About Pomona Valley Section, NCNW

Executive Board

  • Jamie Lindsay -- President

  • Autumn Washington – 1st Vice President

  • Sherie Rodgers – 2nd Vice President

  • Rakiyah Wilson – 3rd Vice President/MSJ Youth & Collegiate 

  • Linda Ursery-Fleming – Treasurer

  • Janet Betton – Financial Secretary

  • Victoria Rasshan – Assistant Financial Secretary

  • Regina Wilson – Recording Secretary

  • Linda Wright-Lee – Corresponding Secretary

  • Shirley Butler-Hughes – Historian

  • Natalie Shiras – Chaplain 

Local History

On December 7, 1985, Jeanette Ellis scheduled a meeting of 13 women to discuss the idea of organizing a section of the National Council of Negro Women in the city and valley of Pomona. After two hours of discussion, the group decided to bring this idea into reality. During the next meeting, held on December 15, 1985, at Macedonia Baptist Church, Pomona, California twenty-three women joined the organization. By April 1986 fifty paid members existed. The Pomona Valley Section-National Council of Negro Women was charted in May 1986.

Biography of Dr. Dorothy Height

Dr. Dorothy Height was born in Richmond, Virginia on March 24, 1912. Dorothy Height was a civil rights and women's rights activist who worked on improving the circumstances and opportunities for African-American Women.  

Dr. Heights earned her master’s degree in psychology at New York University. At the age of 25, she began a career as a civil rights activist when she joined the National Council of Negro Women.  She fought for equal rights for both African Americans and women. In 1944 she joined the national staff of the YMCA.  She also served as national president of Delta Sigma Theta, Inc. from 1946 to 1957.

In 1957, Dr. Heights was named president of the National Council of Negro Women.  During the height of the civil rights movement of the 1960s, she organized "Wednesdays in Mississippi", which brought together black and white women from the North and South to create a dialogue of understanding.  American leaders regularly took her counsel, including First Lady Eleanor Roosevelt, and Dr. Height also encouraged President Dwight D. Eisenhower to desegregate schools and President Lyndon B. Johnson to appoint African-American women to positions in government.

Dr. Height served on a number of committees, including as a consultant on African affairs to the Secretary of State, the President's Committee on the Employment of the Handicapped, and the President's Committee on the Status of Women.

The numerous honors bestowed upon her include the Presidential Medal of Freedom (1994) and on her 92nd birthday President George W. Bush presented her the Congressional Gold Medal (2004), the highest civilian and most distinguished award presented by the United States Congress. 

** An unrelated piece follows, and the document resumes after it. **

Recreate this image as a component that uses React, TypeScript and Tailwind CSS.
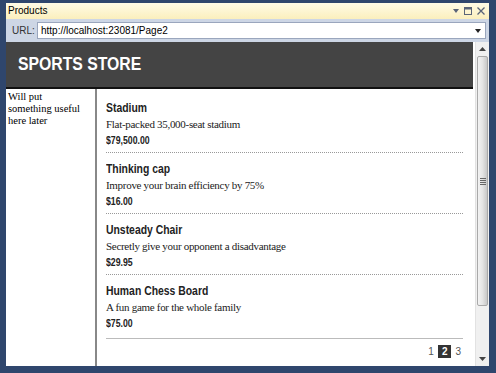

Dr. Heights, at the age of 95, was an honored guest, seated on stage, at the inauguration of President Barack Obama on January 20, 2009.  She died a year later on April 20, 2010, in Washington, D.C.

Why NCNW still uses the word “Negro”

NCNW's name reflects collective pride in our heritage and in the roots of our organization founded in 1935, a time when to be a Negro was understood to be part of a movement toward the educational upliftment and economic advancement of our people.

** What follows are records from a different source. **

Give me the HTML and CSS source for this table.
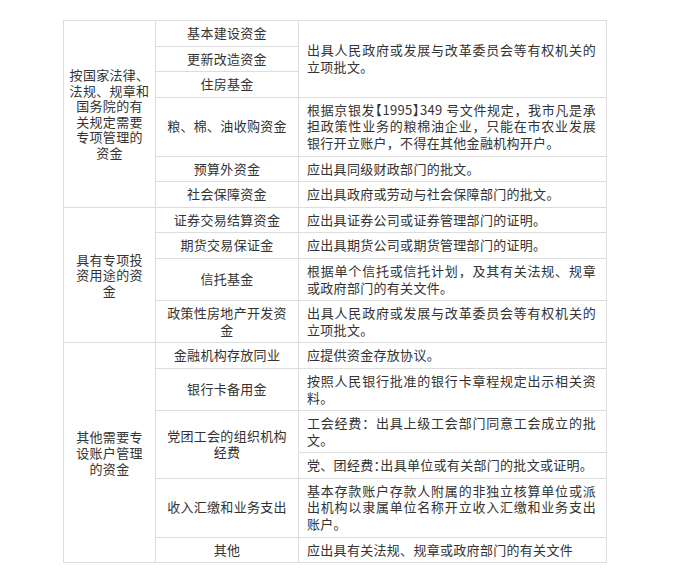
FILE: index.html
```html
<!DOCTYPE html>
<html lang="zh-CN">
<head>
<meta charset="utf-8">
<link rel="stylesheet" href="styles.css">
</head>
<body>
<div class="page">
<table class="funds">
  <colgroup>
    <col class="c1"><col class="c2"><col class="c3">
  </colgroup>
  <tbody>
    <tr>
      <td class="cat" rowspan="6">按国家法律、<br>法规、规章和<br>国务院的有<br>关规定需要<br>专项管理的<br>资金</td>
      <td class="name">基本建设资金</td>
      <td class="desc" rowspan="3">出具人民政府或发展与改革委员会等有权机关的立项批文。</td>
    </tr>
    <tr><td class="name">更新改造资金</td></tr>
    <tr><td class="name">住房基金</td></tr>
    <tr>
      <td class="name">粮、棉、油收购资金</td>
      <td class="desc">根据京银发<span class="half">【</span>1995<span class="half">】</span>349 号文件规定，我市凡是承担政策性业务的粮棉油企业，只能在市农业发展银行开立账户，不得在其他金融机构开户。</td>
    </tr>
    <tr><td class="name">预算外资金</td><td class="desc">应出具同级财政部门的批文。</td></tr>
    <tr><td class="name">社会保障资金</td><td class="desc">应出具政府或劳动与社会保障部门的批文。</td></tr>
    <tr>
      <td class="cat" rowspan="4">具有专项投<br>资用途的资<br>金</td>
      <td class="name">证券交易结算资金</td>
      <td class="desc">应出具证券公司或证券管理部门的证明。</td>
    </tr>
    <tr><td class="name">期货交易保证金</td><td class="desc">应出具期货公司或期货管理部门的证明。</td></tr>
    <tr><td class="name">信托基金</td><td class="desc">根据单个信托或信托计划，及其有关法规、规章或政府部门的有关文件。</td></tr>
    <tr><td class="name">政策性房地产开发资金</td><td class="desc">出具人民政府或发展与改革委员会等有权机关的立项批文。</td></tr>
    <tr>
      <td class="cat" rowspan="7">其他需要专<br>设账户管理<br>的资金</td>
      <td class="name">金融机构存放同业</td>
      <td class="desc">应提供资金存放协议。</td>
    </tr>
    <tr><td class="name">银行卡备用金</td><td class="desc">按照人民银行批准的银行卡章程规定出示相关资料。</td></tr>
    <tr>
      <td class="name" rowspan="2">党团工会的组织机构经费</td>
      <td class="desc">工会经费：出具上级工会部门同意工会成立的批文。</td>
    </tr>
    <tr><td class="desc">党、团经费<span class="half">：</span>出具单位或有关部门的批文或证明。</td></tr>
    <tr><td class="name">收入汇缴和业务支出</td><td class="desc">基本存款账户存款人附属的非独立核算单位或派出机构以隶属单位名称开立收入汇缴和业务支出账户。</td></tr>
    <tr><td class="name">其他</td><td class="desc">应出具有关法规、规章或政府部门的有关文件</td></tr>
  </tbody>
</table>
</div>
</body>
</html>
```
FILE: styles.css
```css
html, body {
  margin: 0;
  padding: 0;
  background: #ffffff;
}
.page {
  padding: 20px 0 0 63px;
}
.funds {
  border-collapse: collapse;
  table-layout: fixed;
  width: 543px;
  font-family: "Noto Sans CJK SC", "Noto Sans", sans-serif;
  font-size: 13px;
  line-height: 16.6px;
  letter-spacing: 0.3px;
  color: #333333;
}
.c1 { width: 92px; }
.c2 { width: 143px; }
.c3 { width: 308px; }
.funds td {
  border: 1px solid #dddddd;
  padding: 4px 8px;
  vertical-align: middle;
}
.funds td.cat {
  text-align: center;
  white-space: nowrap;
  padding: 4px 2px;
  line-height: 15.6px;
}
.funds td.name {
  text-align: center;
}
.funds td.desc {
  text-align: justify;
  letter-spacing: 0.3px;
  padding: 4px 10px 4px 8px;
}
.half {
  font-feature-settings: "halt";
}
```
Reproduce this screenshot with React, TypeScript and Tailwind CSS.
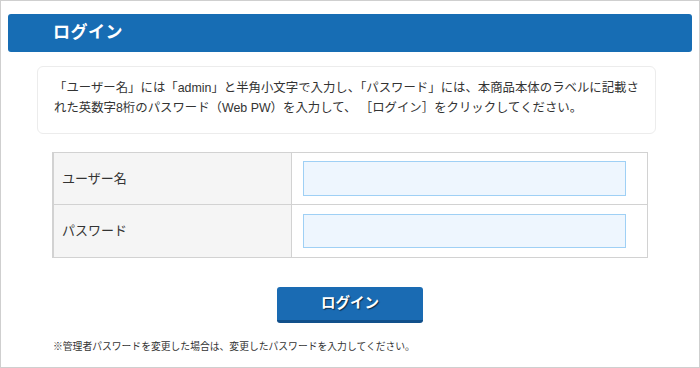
export default function App() {
  return (
    <div
      className="w-[700px] h-[368px] border border-[#cfcfcf] bg-white text-[#333] overflow-hidden"
      style={{ fontFamily: '"Liberation Sans", "Noto Sans CJK JP", sans-serif' }}
    >
      {/* Title bar */}
      <div className="ml-[7px] mt-[13px] w-[684px] h-[38px] rounded-[3px] bg-[#176db4] flex items-center pl-[45px]">
        <h1 className="text-white text-[17px] font-bold tracking-[0.5px]">ログイン</h1>
      </div>

      {/* Info box */}
      <div className="ml-[36px] mt-[14px] w-[619px] h-[68px] rounded-[6px] border border-[#ececec] pl-[16px] pt-[11px] text-[12.4px] leading-[20px] text-[#333]">
        「ユーザー名」には「admin」と半角小文字で入力し、「パスワード」には、本商品本体のラベルに記載さ
        <br />
        れた英数字8桁のパスワード（Web PW）を入力して、 ［ログイン］をクリックしてください。
      </div>

      {/* Form table */}
      <div className="ml-[51px] mt-[18px] w-[596px] border border-[#d2d2d2] border-l-2 text-[13px]">
        <div className="flex h-[52px] border-b border-[#d2d2d2]">
          <div className="w-[238px] bg-[#f5f5f5] border-r border-[#d2d2d2] flex items-center pl-[8px]">
            ユーザー名
          </div>
          <div className="flex-1 pl-[11px] pt-[8px]">
            <input
              type="text"
              className="w-[323px] h-[35px] bg-[#eef6fe] border border-[#9fd0f5] outline-none"
            />
          </div>
        </div>
        <div className="flex h-[52px]">
          <div className="w-[238px] bg-[#f5f5f5] border-r border-[#d2d2d2] flex items-center pl-[8px]">
            パスワード
          </div>
          <div className="flex-1 pl-[11px] pt-[9px]">
            <input
              type="password"
              className="w-[323px] h-[34px] bg-[#eef6fe] border border-[#9fd0f5] outline-none"
            />
          </div>
        </div>
      </div>

      {/* Submit */}
      <div className="flex justify-center mt-[29px]">
        <button className="w-[146px] h-[36px] rounded-[3px] bg-[#1a6bb3] border-b-[3px] border-[#11508b] text-white text-[14.5px] font-bold [text-shadow:1px_1px_1px_rgba(0,0,0,0.6)]">
          ログイン
        </button>
      </div>

      <p className="ml-[52px] mt-[18px] text-[9.8px] leading-[12px] text-[#333]">
        ※管理者パスワードを変更した場合は、変更したパスワードを入力してください。
      </p>
    </div>
  );
}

Our continuing use of the name (which ultimately includes all Black people) despite innumerable iterations in nomenclature for American people of African descent, the word reflects the awareness that what we call ourselves at any given moment is less important than who we are and where we stand on the continuum of time, in the context of our heritage, and in the development of our people.